The key learnings are that both cities lack many DevOps engineers. Even so, other positions have too many workers for the current demand, especially front-end developers in Madrid.
Does the average salary differ from Madrid to Barcelona?
In Spain’s two biggest cities, all IT roles have similar average salaries for senior professionals.
In gross salary, Barcelona and Madrid do not differ significantly except for full-stack developers who, on average, earn 7800 EUR extra in Madrid (50th percentile). For other positions, it is not possible to establish any trend to indicate where the salaries are higher.
Regarding average net salaries, there are more differences between the two cities. In the cases where Barcelona has a higher average, the difference is not relevant (usually just one or two thousand more). In Madrid, however, both Android and full-stack developers earn nearly 15000 EUR more.
The case of full-stack developers may be caused because in Barcelona the ratio of the number of candidates to the number of job openings is smaller than 1 (0.85) whereas in Madrid is 1.05. Usually, for recruiting companies, this ratio is considered positive when it is above 1.
There is a surplus of Android developers everywhere, although it is more distinguished in Madrid where there were 1101 candidates for just 112 offers. The laws of supply and demand explain why the salaries of this position are higher on average.
To conclude this section, we can draw the conclusion that, even though the majority of positions have standardized similar salaries, the market still has the power to slightly regulate prices, and some differences can be observed.
How is this industry doing in terms of parity in Spain?
The gender gap has been a hot topic for the past few years. Spain currently has some regulations to incentivize equality: the Equality Plan Decree (Royal Decree 901/2020) and the Equal Pay Decree (Royal Decree 902/2020). And it ranks in the 14th position in the World Economic Forum’s Global Gender Gap Report 2021. However, there is still a significant gender gap in the information and technology sector.
In fact, Spain has fallen in the rankings from the 8th position that it held in 2020. It seems that the pandemic has brought the gender gap apart. That same report also states that the 33% female presence is the global average in data and AI, with 20% in engineering and around 14% in cloud computing.
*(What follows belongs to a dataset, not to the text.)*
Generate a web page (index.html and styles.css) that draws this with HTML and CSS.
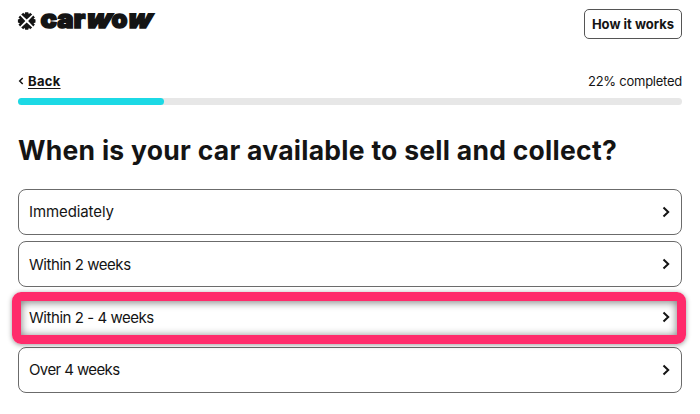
FILE: index.html
```
<!DOCTYPE html>
<html lang="en">
<head>
    <meta charset="UTF-8">
    <meta name="viewport" content="width=device-width, initial-scale=1.0">
    <title>Sell your car - carwow</title>
    <link rel="stylesheet" href="styles.css">
</head>
<body>
    <header class="header">
        <svg class="logo" width="140" height="24" viewBox="0 0 140 24" role="img" aria-label="carwow">
            <g transform="translate(8.7 12)" fill="#141414">
                <path id="spoke" d="M0-1.4-5.5-6.6-3.4-8.2-2.2-6.8-1.5-8.8H1.5L2.2-6.8 3.4-8.2 5.5-6.6Z"/>
                <use href="#spoke" transform="rotate(90)"/>
                <use href="#spoke" transform="rotate(180)"/>
                <use href="#spoke" transform="rotate(270)"/>
            </g>
            <g class="logo-text">
                <text x="22.5" y="18.5" textLength="45" lengthAdjust="spacingAndGlyphs">car</text>
                <text transform="translate(66.5 18.5) skewX(-16)" textLength="25" lengthAdjust="spacingAndGlyphs">w</text>
                <text x="93.5" y="18.5" textLength="16" lengthAdjust="spacingAndGlyphs">o</text>
                <text transform="translate(108 18.5) skewX(-16)" textLength="24" lengthAdjust="spacingAndGlyphs">w</text>
            </g>
        </svg>
        <button class="how-button">How it works</button>
    </header>

    <main>
        <div class="progress-row">
            <a class="back" href="#">
                <svg width="6" height="8" viewBox="0 0 6 8"><path d="M4.7 1 1.7 4l3 3"/></svg>
                <span>Back</span>
            </a>
            <span class="completed">22% completed</span>
        </div>
        <div class="progress"><div class="progress-bar" style="width: 22%"></div></div>

        <h1>When is your car available to sell and collect?</h1>

        <div class="options">
            <button class="option">
                <span class="single-word">Immediately</span>
                <svg width="8" height="12" viewBox="0 0 8 12"><path d="m1.5 1.5 4.7 4.5-4.7 4.5"/></svg>
            </button>
            <button class="option">
                <span>Within 2 weeks</span>
                <svg width="8" height="12" viewBox="0 0 8 12"><path d="m1.5 1.5 4.7 4.5-4.7 4.5"/></svg>
            </button>
            <button class="option highlighted">
                <span>Within 2 - 4 weeks</span>
                <svg width="8" height="12" viewBox="0 0 8 12"><path d="m1.5 1.5 4.7 4.5-4.7 4.5"/></svg>
            </button>
            <button class="option">
                <span class="last-label">Over 4 weeks</span>
                <svg width="8" height="12" viewBox="0 0 8 12"><path d="m1.5 1.5 4.7 4.5-4.7 4.5"/></svg>
            </button>
        </div>
    </main>
</body>
</html>
```
FILE: styles.css
```
* {
    box-sizing: border-box;
}
body {
    margin: 0;
    padding: 9px 18px 0;
    font-family: Inter, "Liberation Sans", sans-serif;
    background-color: #fff;
    color: #141414;
}
button {
    font-family: inherit;
    color: inherit;
    background-color: #fff;
}
.header {
    display: flex;
    justify-content: space-between;
    align-items: flex-start;
    height: 62px;
}
.logo {
    display: block;
    overflow: visible;
}
.logo-text {
    font-size: 26px;
    font-weight: 900;
    fill: #141414;
    stroke: #141414;
    stroke-width: 1.5;
}
.how-button {
    width: 98px;
    height: 30px;
    padding: 0;
    border: 1px solid #555;
    border-radius: 5px;
    font-size: 13px;
    font-weight: 700;
    white-space: nowrap;
}
.progress-row {
    display: flex;
    justify-content: space-between;
    align-items: center;
    height: 20px;
    font-size: 13px;
}
.completed {
    letter-spacing: -0.25px;
}
.back {
    display: flex;
    align-items: center;
    gap: 4px;
    color: inherit;
    font-weight: 700;
    text-decoration: none;
}
.back span {
    letter-spacing: 0.3px;
    text-decoration: underline;
    text-underline-offset: 2px;
}
.back svg, .option svg {
    fill: none;
    stroke: #141414;
    stroke-width: 1.5;
}
.progress {
    height: 7px;
    margin-top: 7px;
    border-radius: 4px;
    background-color: #e7e7e7;
}
.progress-bar {
    height: 100%;
    border-radius: 4px;
    background-color: #1cd9e5;
}
h1 {
    margin: 28px 0 0;
    height: 55.6px;
    font-size: 26.5px;
    line-height: 34px;
    font-weight: 700;
    letter-spacing: 0.27px;
    white-space: nowrap;
}
.options {
    display: grid;
    gap: 6.8px;
}
.option {
    position: relative;
    display: flex;
    justify-content: space-between;
    align-items: center;
    height: 46px;
    padding: 0 11px 0 10px;
    border: 1px solid #6b6b6b;
    border-radius: 8px;
    font-size: 15px;
    letter-spacing: -0.45px;
    text-align: left;
}
.single-word {
    letter-spacing: -0.1px;
}
.last-label {
    letter-spacing: -0.6px;
}
.option svg {
    stroke-width: 2;
}
.highlighted {
    z-index: 1;
}
.highlighted::after {
    content: "";
    position: absolute;
    inset: -3px -5px -5px -7px;
    border: 9px solid #ff2b6b;
    border-radius: 9px;
    box-shadow: 0 1px 5px rgba(0,0,0,0.4), inset 0 1px 8px rgba(0,0,0,0.55);
}
```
Even if Spain has a long way to go, its results are above the trend.
Barcelona and Madrid IT’s labour forces coincide in having just 33% of female professionals. Both cities have many similarities regarding this variable. In both of them, the position of quality assurance engineer (QA) stands out as the one with the most parity composition.
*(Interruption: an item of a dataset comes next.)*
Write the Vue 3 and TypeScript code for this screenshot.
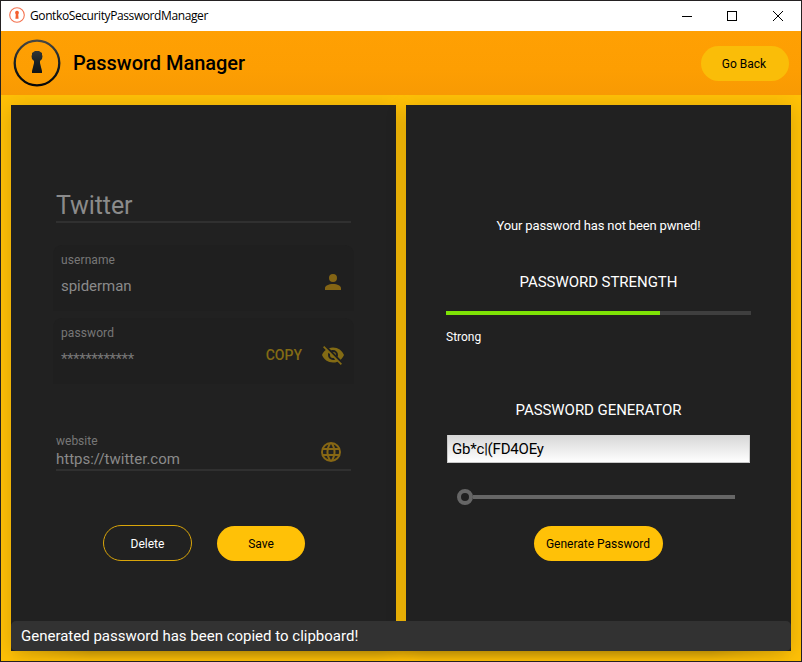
<script setup lang="ts">
import { ref } from 'vue'

const account = ref({
  title: 'Twitter',
  username: 'spiderman',
  password: '************',
  website: 'https://twitter.com',
})
const strength = ref({ percent: 70, label: 'Strong' })
const generated = ref('Gb*c|(FD4OEy')
</script>

<template>
  <div class="window">
    <div class="titlebar">
      <svg class="app-icon" viewBox="0 0 16 16">
        <circle cx="8" cy="8" r="7.3" fill="none" stroke="#f4724f" stroke-width="1.1" />
        <path d="M8 3.8a1.9 1.9 0 0 1 1.3 3.3v1.400l.3 3.300H6.400l.3-3.300V7.100A1.900 1.900 0 0 1 8 3.800z" fill="#f4602f" />
      </svg>
      <span class="app-name">GontkoSecurityPasswordManager</span>
      <svg class="controls" viewBox="0 0 104 12" shape-rendering="crispEdges">
        <path d="M0 6.500h10" stroke="#000" />
        <path d="M45.500 1.500h9v9h-9z" fill="none" stroke="#000" />
        <path d="M91 1l10 10M101 1L91 11" stroke="#000" shape-rendering="auto" />
      </svg>
    </div>

    <header class="header">
      <svg class="logo" viewBox="0 0 48 48">
        <defs>
          <linearGradient id="ink" x1="0" y1="0" x2="0" y2="48" gradientUnits="userSpaceOnUse">
            <stop offset="0" stop-color="#4a4a46" />
            <stop offset="0.5" stop-color="#182024" />
            <stop offset="1" stop-color="#050505" />
          </linearGradient>
        </defs>
        <circle cx="24" cy="24" r="22.300" fill="none" stroke="url(#ink)" stroke-width="2.300" />
        <path d="M22 12h4l3 2v2l.5 1-.5 3-2 2v2l1.500 6 .5 2v2H19v-2l.5-2 1.500-6v-2l-2-2-.5-3 .5-1v-2z" fill="url(#ink)" />
      </svg>
      <h1>Password Manager</h1>
      <button class="pill back"><span>Go Back</span></button>
    </header>

    <main class="body">
      <section class="panel account">
        <div class="title-field"><span>{{ account.title }}</span></div>

        <div class="card">
          <div class="text">
            <label>username</label>
            <p class="value">{{ account.username }}</p>
          </div>
          <svg class="icon user" viewBox="0 0 24 24">
            <path d="M12 4a4 4 0 1 1 0 8 4 4 0 0 1 0-8zM12 14c4.420 0 8 1.790 8 4v2H4v-2c0-2.210 3.580-4 8-4z" />
          </svg>
        </div>

        <div class="card secret">
          <div class="text">
            <label>password</label>
            <p class="value stars">{{ account.password }}</p>
          </div>
          <span class="copy">COPY</span>
          <svg class="icon eye" viewBox="0 0 24 24">
            <path d="M11.830 9L15 12.160V12a3 3 0 0 0-3-3h-.17m-4.300.8l1.550 1.550c-.05.210-.08.420-.08.650a3 3 0 0 0 3 3c.22 0 .44-.03.650-.08l1.550 1.550c-.67.330-1.410.530-2.200.530a5 5 0 0 1-5-5c0-.79.200-1.530.530-2.200M2 4.270l2.280 2.280.450.450C3.080 8.300 1.780 10 1 12c1.730 4.390 6 7.500 11 7.500 1.550 0 3.030-.3 4.380-.84l.43.420L19.730 22 21 20.730 3.270 3M12 7a5 5 0 0 1 5 5c0 .640-.13 1.260-.36 1.820l2.930 2.930c1.500-1.250 2.700-2.890 3.430-4.750-1.730-4.390-6-7.500-11-7.500-1.400 0-2.740.250-4 .7l2.170 2.150C10.740 7.130 11.350 7 12 7z" />
          </svg>
        </div>

        <div class="site-field">
          <div>
            <label>website</label>
            <p class="value url">{{ account.website }}</p>
          </div>
          <svg class="icon globe" viewBox="0 0 24 24">
            <path d="M16.360 14c.08-.66.140-1.320.140-2s-.06-1.340-.14-2h3.380c.160.640.260 1.310.260 2s-.1 1.360-.26 2m-5.150 5.560c.6-1.110 1.060-2.310 1.380-3.560h2.950a8.030 8.030 0 0 1-4.330 3.560M14.340 14H9.660c-.1-.66-.16-1.320-.16-2s.06-1.350.160-2h4.680c.09.650.160 1.320.160 2s-.07 1.340-.16 2M12 19.960c-.83-1.200-1.500-2.530-1.910-3.960h3.820c-.41 1.430-1.080 2.760-1.910 3.960M8 8H5.080A7.923 7.923 0 0 1 9.400 4.440C8.800 5.550 8.350 6.750 8 8m-2.920 8H8c.35 1.250.8 2.450 1.400 3.560A8.008 8.008 0 0 1 5.080 16m-.82-2C4.100 13.360 4 12.690 4 12s.1-1.360.260-2h3.380c-.08.660-.14 1.320-.14 2s.06 1.340.140 2M12 4.030c.83 1.200 1.500 2.540 1.910 3.970h-3.820c.41-1.430 1.080-2.770 1.910-3.970M18.920 8h-2.950a15.650 15.650 0 0 0-1.380-3.560c1.840.630 3.370 1.900 4.330 3.560M12 2a10 10 0 1 0 0 20 10 10 0 0 0 0-20z" />
          </svg>
        </div>

        <div class="actions">
          <button class="pill outline"><span>Delete</span></button>
          <button class="pill save"><span>Save</span></button>
        </div>
      </section>

      <section class="panel tools">
        <p class="pwned"><span>Your password has not been pwned!</span></p>
        <h2 class="h-strength"><span>PASSWORD STRENGTH</span></h2>
        <div class="meter"><div class="fill" :style="{ width: strength.percent + '%' }"></div></div>
        <p class="rating"><span>{{ strength.label }}</span></p>
        <h2 class="h-generator"><span>PASSWORD GENERATOR</span></h2>
        <div class="output"><span>{{ generated }}</span></div>
        <div class="slider"><span class="thumb"></span><span class="track"></span></div>
        <button class="pill generate"><span>Generate Password</span></button>
      </section>
      <div class="snackbar"><span>Generated password has been copied to clipboard!</span></div>
    </main>
  </div>
</template>

<style>
body { margin: 0; }
</style>

<style scoped>
* { box-sizing: border-box; }
h1, h2, p { margin: 0; font-weight: 400; }
.window {
  width: 802px; height: 662px; border: 1px solid #242122;
  display: flex; flex-direction: column; overflow: hidden;
  font-family: Roboto, "Liberation Sans", sans-serif; color: #fff;
}
.titlebar { height: 30px; flex: none; background: #fff; display: flex; align-items: center; padding-left: 8px; }
.app-icon { width: 16px; height: 16px; margin-top: -2px; }
.app-name { margin: 0 0 0 5px; color: #000; font: 12px/16px "Open Sans", "Noto Sans", sans-serif; letter-spacing: -0.400px; white-space: nowrap; }
.controls { width: 104px; height: 12px; margin: -1px 15px 0 auto; }
.header {
  height: 64px; flex: none; display: flex; align-items: center; padding: 0 12px;
  background: linear-gradient(#ffa003, #fd9e02 60%, #f89a03);
}
.logo { width: 48px; height: 48px; }
h1 { margin-left: 12px; color: #000; font-size: 20px; font-weight: 500; line-height: 24px; letter-spacing: -0.040px; }
.pill {
  border: 0; padding: 0; height: 35px; width: 88px; border-radius: 18px; background: #ffc107; color: #000;
  font: 12px/14px Roboto, sans-serif; display: flex; align-items: center; justify-content: center; white-space: nowrap;
}
.back { margin-left: auto; padding: 2px 2px 0 0; background: #fabd08; }
.body {
  flex: 1; min-height: 0; padding: 10px; display: grid; grid-template-columns: 385px 385px; grid-template-rows: 516px 30px; column-gap: 10px;
  background: #ffc107; overflow: hidden;
}
.panel { grid-row: 1 / 3; background: #212121; display: flex; flex-direction: column; box-shadow: 0 3px 20px rgba(0, 0, 0, .16); }
.account { grid-column: 1; padding: 86px 42px 0; }
label { display: block; font-size: 12px; line-height: 14px; color: #777; }
.card label { letter-spacing: 0.100px; }
.value { font-size: 15px; line-height: 18px; color: #8a8a8a; }
.title-field { margin: 0 3px; height: 32px; border-bottom: 2px solid #303030; font-size: 25px; line-height: 30px; letter-spacing: -0.100px; color: #8b8b8b; }
.card { height: 66px; margin-top: 22px; border-radius: 9px 9px 0 0; background: #1f1f1f; display: flex; align-items: flex-start; padding: 8px 9px 0 8px; }
.card.secret { margin-top: 7px; }
.text { flex: 1; }
.card .value { margin-top: 10px; letter-spacing: -0.040px; }
.card .stars { margin-top: 10px; color: #777; letter-spacing: -0.400px; }
.icon { flex: none; width: 24px; height: 24px; fill: #836414; }
.user { margin: 17px 0 0; }
.copy { color: #836b14; font-size: 14px; font-weight: 500; line-height: 16px; margin: 21px 19px 0 0; }
.eye { margin-top: 17px; fill: #836b14; }
.site-field { margin: 50px 3px 0; height: 37px; border-bottom: 2px solid #303030; display: flex; justify-content: space-between; }
.url { margin-top: 2px; }
.globe { margin: 6px 8px 0 0; fill: #876714; }
.actions { display: flex; align-items: center; gap: 25px; margin: 54px 0 0 50px; }
.outline { background: none; border: 1px solid #d9a50a; color: #fff; width: 89px; height: 36px; padding-top: 1px; }
.save { padding-top: 1px; }
.tools { grid-column: 2; align-items: center; padding-top: 113px; }
.pwned { font-size: 13px; line-height: 16px; letter-spacing: -0.150px; }
h2 { font-size: 15px; line-height: 18px; letter-spacing: -0.050px; }
.h-strength { margin-top: 39px; }
.meter { width: 305px; height: 4px; margin-top: 20px; background: #3f3f3f; }
.fill { height: 100%; background: #7ee306; }
.rating { align-self: flex-start; margin: 15px 0 0 40px; font-size: 12px; line-height: 14px; }
.h-generator { margin-top: 57px; }
.output { width: 303px; height: 28px; margin-top: 16px; padding-left: 4px; border: 1px solid #c9c9c9; border-top: 0; background: linear-gradient(#d6d6d6, #fff); color: #000; font-size: 15px; line-height: 28px; letter-spacing: -0.200px; }
.slider { width: 278px; height: 16px; margin: 26px 5px 0 0; display: flex; align-items: center; }
.thumb { width: 16px; height: 16px; border: 4px solid #666; border-radius: 50%; }
.track { flex: 1; height: 4px; background: #666; }
.generate { width: 129px; margin-top: 21px; padding: 1px 1px 0 0; }
.snackbar { position: relative; grid-column: 1 / 3; grid-row: 2; width: 780px; height: 30px; border-radius: 5px; background: #323232; font-size: 15px; line-height: 30px; padding-left: 10px; }
.snackbar::after { content: ""; position: absolute; left: 0; right: 0; top: 100%; height: 10px; background: linear-gradient(rgba(0, 0, 0, .18), transparent); mask-image: linear-gradient(90deg, transparent, #000 80px calc(100% - 80px), transparent); }
</style>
In Barcelona, these candidates represent roughly 10%, and in Madrid, they do not even reach 5%. This means that it represents just a small share of the talent, and male profiles continue to prevail.
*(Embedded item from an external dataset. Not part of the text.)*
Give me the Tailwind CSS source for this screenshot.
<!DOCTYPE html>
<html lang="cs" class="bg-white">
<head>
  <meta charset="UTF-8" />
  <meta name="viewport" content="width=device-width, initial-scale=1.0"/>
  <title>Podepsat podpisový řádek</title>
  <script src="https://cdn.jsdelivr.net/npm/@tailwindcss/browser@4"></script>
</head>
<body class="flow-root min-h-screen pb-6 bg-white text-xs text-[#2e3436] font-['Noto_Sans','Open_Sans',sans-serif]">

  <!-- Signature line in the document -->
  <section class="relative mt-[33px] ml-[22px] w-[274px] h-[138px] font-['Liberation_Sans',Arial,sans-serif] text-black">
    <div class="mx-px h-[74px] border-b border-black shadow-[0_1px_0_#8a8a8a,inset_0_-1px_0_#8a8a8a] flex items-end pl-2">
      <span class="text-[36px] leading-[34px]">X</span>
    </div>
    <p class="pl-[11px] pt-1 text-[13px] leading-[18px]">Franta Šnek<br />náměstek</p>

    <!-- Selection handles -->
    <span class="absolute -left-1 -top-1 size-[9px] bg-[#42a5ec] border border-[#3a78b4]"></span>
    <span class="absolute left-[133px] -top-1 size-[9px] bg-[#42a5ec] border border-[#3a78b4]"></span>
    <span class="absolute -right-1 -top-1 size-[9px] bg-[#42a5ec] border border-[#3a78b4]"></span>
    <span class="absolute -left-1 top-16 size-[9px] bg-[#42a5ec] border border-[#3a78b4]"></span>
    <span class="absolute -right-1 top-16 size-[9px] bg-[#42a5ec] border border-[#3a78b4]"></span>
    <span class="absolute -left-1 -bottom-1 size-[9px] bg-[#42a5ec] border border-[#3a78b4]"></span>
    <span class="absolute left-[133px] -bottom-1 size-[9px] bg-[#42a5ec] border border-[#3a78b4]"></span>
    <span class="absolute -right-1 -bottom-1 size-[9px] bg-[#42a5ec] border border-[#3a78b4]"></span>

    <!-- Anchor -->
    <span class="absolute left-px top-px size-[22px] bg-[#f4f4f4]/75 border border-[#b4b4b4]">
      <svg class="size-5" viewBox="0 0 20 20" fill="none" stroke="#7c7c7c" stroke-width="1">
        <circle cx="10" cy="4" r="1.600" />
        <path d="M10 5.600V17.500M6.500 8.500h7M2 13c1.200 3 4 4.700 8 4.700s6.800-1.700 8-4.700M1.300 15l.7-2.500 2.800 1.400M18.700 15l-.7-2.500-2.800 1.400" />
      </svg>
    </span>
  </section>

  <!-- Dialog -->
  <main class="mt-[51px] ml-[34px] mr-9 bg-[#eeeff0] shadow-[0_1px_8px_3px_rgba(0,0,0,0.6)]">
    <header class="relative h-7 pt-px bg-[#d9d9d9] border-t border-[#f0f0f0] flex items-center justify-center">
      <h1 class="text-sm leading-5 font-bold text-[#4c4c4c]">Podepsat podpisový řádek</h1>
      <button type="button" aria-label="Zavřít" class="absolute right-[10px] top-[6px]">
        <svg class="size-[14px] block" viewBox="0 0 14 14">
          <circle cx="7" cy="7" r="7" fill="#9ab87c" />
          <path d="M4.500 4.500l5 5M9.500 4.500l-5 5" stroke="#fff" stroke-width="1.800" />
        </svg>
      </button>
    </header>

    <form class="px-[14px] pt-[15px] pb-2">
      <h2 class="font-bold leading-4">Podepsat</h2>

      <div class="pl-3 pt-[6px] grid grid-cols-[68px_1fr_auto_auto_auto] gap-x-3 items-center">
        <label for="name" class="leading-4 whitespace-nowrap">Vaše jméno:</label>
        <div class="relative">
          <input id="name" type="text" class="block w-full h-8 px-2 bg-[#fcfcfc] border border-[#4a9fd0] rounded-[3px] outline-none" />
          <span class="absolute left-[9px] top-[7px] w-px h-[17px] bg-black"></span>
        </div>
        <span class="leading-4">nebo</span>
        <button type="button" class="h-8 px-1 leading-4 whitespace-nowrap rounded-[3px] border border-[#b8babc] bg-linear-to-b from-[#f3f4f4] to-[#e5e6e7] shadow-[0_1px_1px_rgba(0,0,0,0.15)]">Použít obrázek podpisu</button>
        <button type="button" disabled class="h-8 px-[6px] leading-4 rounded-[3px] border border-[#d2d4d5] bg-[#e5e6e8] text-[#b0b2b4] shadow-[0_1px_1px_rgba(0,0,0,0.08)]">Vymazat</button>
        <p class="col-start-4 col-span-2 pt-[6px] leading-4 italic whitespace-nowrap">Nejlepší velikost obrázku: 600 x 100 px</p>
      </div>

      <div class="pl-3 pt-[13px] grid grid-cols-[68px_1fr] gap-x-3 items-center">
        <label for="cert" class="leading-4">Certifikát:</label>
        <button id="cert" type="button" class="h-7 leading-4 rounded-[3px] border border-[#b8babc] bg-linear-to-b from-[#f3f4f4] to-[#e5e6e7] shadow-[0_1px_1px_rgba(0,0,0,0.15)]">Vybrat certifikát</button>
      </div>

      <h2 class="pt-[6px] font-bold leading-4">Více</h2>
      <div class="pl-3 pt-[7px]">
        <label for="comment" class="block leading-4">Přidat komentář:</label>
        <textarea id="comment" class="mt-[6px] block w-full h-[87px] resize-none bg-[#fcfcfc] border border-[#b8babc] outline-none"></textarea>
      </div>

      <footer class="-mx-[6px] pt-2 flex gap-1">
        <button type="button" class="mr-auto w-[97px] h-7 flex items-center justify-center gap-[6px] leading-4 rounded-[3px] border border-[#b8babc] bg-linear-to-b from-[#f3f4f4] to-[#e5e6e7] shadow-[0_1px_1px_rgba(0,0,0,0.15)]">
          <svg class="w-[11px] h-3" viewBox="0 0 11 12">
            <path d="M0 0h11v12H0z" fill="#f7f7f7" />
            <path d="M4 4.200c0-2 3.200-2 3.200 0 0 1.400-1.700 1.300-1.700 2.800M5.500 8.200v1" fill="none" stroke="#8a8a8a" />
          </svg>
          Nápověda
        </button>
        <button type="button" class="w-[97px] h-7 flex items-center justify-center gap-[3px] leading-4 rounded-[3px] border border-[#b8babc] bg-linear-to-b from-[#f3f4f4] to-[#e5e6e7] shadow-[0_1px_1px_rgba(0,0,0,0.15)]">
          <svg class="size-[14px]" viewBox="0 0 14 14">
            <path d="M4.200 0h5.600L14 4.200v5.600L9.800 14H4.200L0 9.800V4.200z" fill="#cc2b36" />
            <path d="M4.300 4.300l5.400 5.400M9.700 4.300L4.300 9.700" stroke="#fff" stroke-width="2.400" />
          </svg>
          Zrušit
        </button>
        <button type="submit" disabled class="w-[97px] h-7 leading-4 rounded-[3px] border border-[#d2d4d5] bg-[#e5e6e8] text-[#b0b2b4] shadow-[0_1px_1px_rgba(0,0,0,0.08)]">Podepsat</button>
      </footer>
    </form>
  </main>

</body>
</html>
Moreover, QA professionals have one of the lowest average salaries in this sector, which can easily lead to a huge wage gap.
Employers should wonder what creates this difference. Can they help improve this situation? Is there something in their companies causing this? Whatever it is, shortly this data should change to benefit from heterogeneity in working teams and to ensure everyone is given equal opportunities.
The insights of this study showcase that employers in need of some special profiles should look at other markets rather than focusing just on their own city. And, on the other hand, workers of other profiles should broaden the market where they are looking for offers. Perhaps there is no deficient supply; perhaps it is just a problem of not searching in the correct market.